== DATA BLOCK

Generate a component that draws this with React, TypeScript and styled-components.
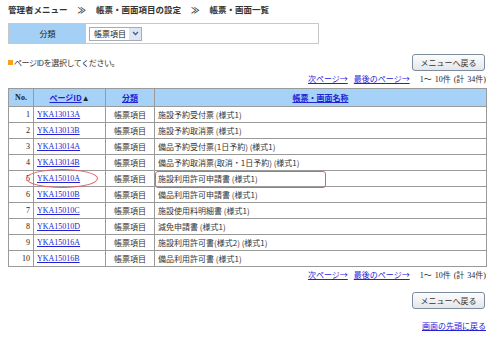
import styled, { createGlobalStyle } from 'styled-components';
import React from 'react';

const GlobalStyle = createGlobalStyle`
  body {
    margin: 0;
    background: #ffffff;
    font-family: "Liberation Serif", "Noto Sans CJK JP", serif;
    font-size: 8px;
    color: #222222;
  }
`;

const Page = styled.div`
  width: 479px;
  padding: 3px 13px 0 8px;
`;

const Breadcrumb = styled.div`
  font-family: "Noto Sans CJK JP", sans-serif;
  font-weight: bold;
  font-size: 8.5px;
  line-height: 12px;
  color: #333333;

  span {
    margin: 0 10px;
  }
`;

const FilterBox = styled.div`
  margin-top: 8px;
  width: 311px;
  height: 21px;
  display: flex;
  border: 1px solid #c8c8c8;
  box-sizing: border-box;
`;

const FilterLabel = styled.div`
  width: 77px;
  background: #a4d0f6;
  display: flex;
  align-items: center;
  justify-content: center;
  font-family: "Noto Sans CJK JP", sans-serif;
  font-size: 8px;
`;

const FilterValue = styled.div`
  flex: 1;
  display: flex;
  align-items: center;
  padding-left: 3px;
`;

const FakeSelect = styled.div`
  width: 53px;
  height: 14px;
  box-sizing: border-box;
  border: 1px solid #a5acb5;
  display: flex;
  align-items: center;
  justify-content: space-between;
  padding-left: 4px;
  font-family: "Noto Sans CJK JP", sans-serif;
  font-size: 8px;
  background: #ffffff;
`;

const Arrow = styled.div`
  width: 12px;
  height: 12px;
  background: #dde6f5;
  display: flex;
  align-items: center;
  justify-content: center;
`;

const ActionRow = styled.div`
  margin-top: 10px;
  display: flex;
  align-items: center;
  justify-content: space-between;
`;

const Notice = styled.div`
  font-family: "Noto Sans CJK JP", sans-serif;
  font-size: 8px;
  letter-spacing: -0.4px;
  color: #333333;
  display: flex;
  align-items: center;

  &::before {
    content: '';
    width: 5px;
    height: 5px;
    background: #f7a21c;
    margin-right: 1px;
  }
`;

const Button = styled.button<{ $top?: number }>`
  width: 73px;
  height: 17px;
  padding: 0;
  margin-top: ${(p) => p.$top || 0}px;
  margin-right: 2px;
  border: 1px solid #7c8c9e;
  border-radius: 3px;
  background: linear-gradient(#fdfdfd, #e4e6ea);
  font-family: "Noto Sans CJK JP", sans-serif;
  font-size: 8px;
  color: #333333;
`;

const Pager = styled.div`
  margin-top: 2px;
  height: 12px;
  line-height: 12px;
  display: flex;
  justify-content: flex-end;
  align-items: center;
  gap: 6px;
  font-size: 8px;
  padding-right: 1px;
`;

const Link = styled.a`
  color: #2323d6;
  text-decoration: underline;
  font-family: "Noto Sans CJK JP", sans-serif;
  font-size: 8px;
  cursor: pointer;
`;

const Count = styled.span`
  margin-left: 4px;
  word-spacing: 1px;
`;

const Table = styled.table`
  margin-top: 3px;
  width: 479px;
  border-collapse: collapse;
  table-layout: fixed;
  border: 1px solid #9a9a9a;
`;

const Th = styled.th<{ $w?: number }>`
  width: ${(p) => (p.$w ? `${p.$w}px` : 'auto')};
  height: 17px;
  padding: 0;
  background: #a6d2f7;
  border: 1px solid #9a9a9a;
  font-size: 8px;
  font-weight: bold;
  text-align: center;

  a {
    font-weight: bold;
  }
`;

const Td = styled.td<{ $align?: string }>`
  height: 15px;
  padding: 0 3px;
  border: 1px solid #9a9a9a;
  text-align: ${(p) => p.$align || 'left'};
  font-size: 8px;
  white-space: nowrap;
  overflow: visible;
  position: relative;
`;

const IdLink = styled.a`
  color: #2323d6;
  text-decoration: underline;
  font-family: "Liberation Serif", serif;
  font-size: 8px;
`;

const JpText = styled.span`
  font-family: "Noto Sans CJK JP", sans-serif;
  font-size: 8px;
  color: #333333;
`;

const Ellipse = styled.div`
  position: absolute;
  left: -8px;
  top: -2px;
  width: 70px;
  height: 17px;
  border: 1px solid #e0606a;
  border-radius: 50%;
  pointer-events: none;
`;

const Mark = styled.div`
  position: absolute;
  left: 0;
  top: 0;
  width: 169px;
  height: 15px;
  border: 1px solid #e0606a;
  border-radius: 3px;
  pointer-events: none;
`;

const Footer = styled.div`
  display: flex;
  flex-direction: column;
  align-items: flex-end;
`;

const TopLink = styled(Link)`
  margin-top: 11px;
  margin-right: 1px;
  line-height: 12px;
`;

const rows = [
  ['YKA13013A', '施設予約受付票 (様式1)'],
  ['YKA13013B', '施設予約取消票 (様式1)'],
  ['YKA13014A', '備品予約受付票(1日予約) (様式1)'],
  ['YKA13014B', '備品予約取消票(取消・1日予約) (様式1)'],
  ['YKA15010A', '施設利用許可申請書 (様式1)'],
  ['YKA15010B', '備品利用許可申請書 (様式1)'],
  ['YKA15010C', '施設使用料明細書 (様式1)'],
  ['YKA15010D', '減免申請書 (様式1)'],
  ['YKA15016A', '施設利用許可書(様式2) (様式1)'],
  ['YKA15016B', '備品利用許可書 (様式1)'],
];

const PagerLinks: React.FC = () => (
  <Pager>
    <Link>次ページ→</Link>
    <Link>最後のページ→</Link>
    <Count>
      1～ 10<JpText>件</JpText> (<JpText>計</JpText> 34<JpText>件</JpText>)
    </Count>
  </Pager>
);

const App: React.FC = () => {
  return (
    <Page>
      <GlobalStyle />
      <Breadcrumb>
        管理者メニュー<span>≫</span>帳票・画面項目の設定<span>≫</span>帳票・画面一覧
      </Breadcrumb>

      <FilterBox>
        <FilterLabel>分類</FilterLabel>
        <FilterValue>
          <FakeSelect>
            帳票項目
            <Arrow>
              <svg width="7" height="5" viewBox="0 0 7 5">
                <path d="M1 1 L3.5 3.5 L6 1" stroke="#4a5a80" strokeWidth="1.3" fill="none" />
              </svg>
            </Arrow>
          </FakeSelect>
        </FilterValue>
      </FilterBox>

      <ActionRow>
        <Notice>ページIDを選択してください。</Notice>
        <Button>メニューへ戻る</Button>
      </ActionRow>

      <PagerLinks />

      <Table>
        <thead>
          <tr>
            <Th $w={24}>No.</Th>
            <Th $w={71}>
              <Link>ページID</Link>▲
            </Th>
            <Th $w={48}>
              <Link>分類</Link>
            </Th>
            <Th>
              <Link>帳票・画面名称</Link>
            </Th>
          </tr>
        </thead>
        <tbody>
          {rows.map(([id, name], i) => (
            <tr key={id}>
              <Td $align="right">{i + 1}</Td>
              <Td>
                {i === 4 && <Ellipse />}
                <IdLink>{id}</IdLink>
              </Td>
              <Td $align="center">
                <JpText>帳票項目</JpText>
              </Td>
              <Td>
                {i === 4 && <Mark />}
                <JpText>{name}</JpText>
              </Td>
            </tr>
          ))}
        </tbody>
      </Table>

      <PagerLinks />

      <Footer>
        <Button $top={11}>メニューへ戻る</Button>
        <TopLink>画面の先頭に戻る</TopLink>
      </Footer>
    </Page>
  );
};

export default App;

====

- **SET EXERCISE**
Write out again exactly the lines from the start of the data above through the line containing "import React from 'react';", inclusive, excluding any pictures.

- **TASK SOLUTION**
Generate a component that draws this with React, TypeScript and styled-components.
import styled, { createGlobalStyle } from 'styled-components';
import React from 'react';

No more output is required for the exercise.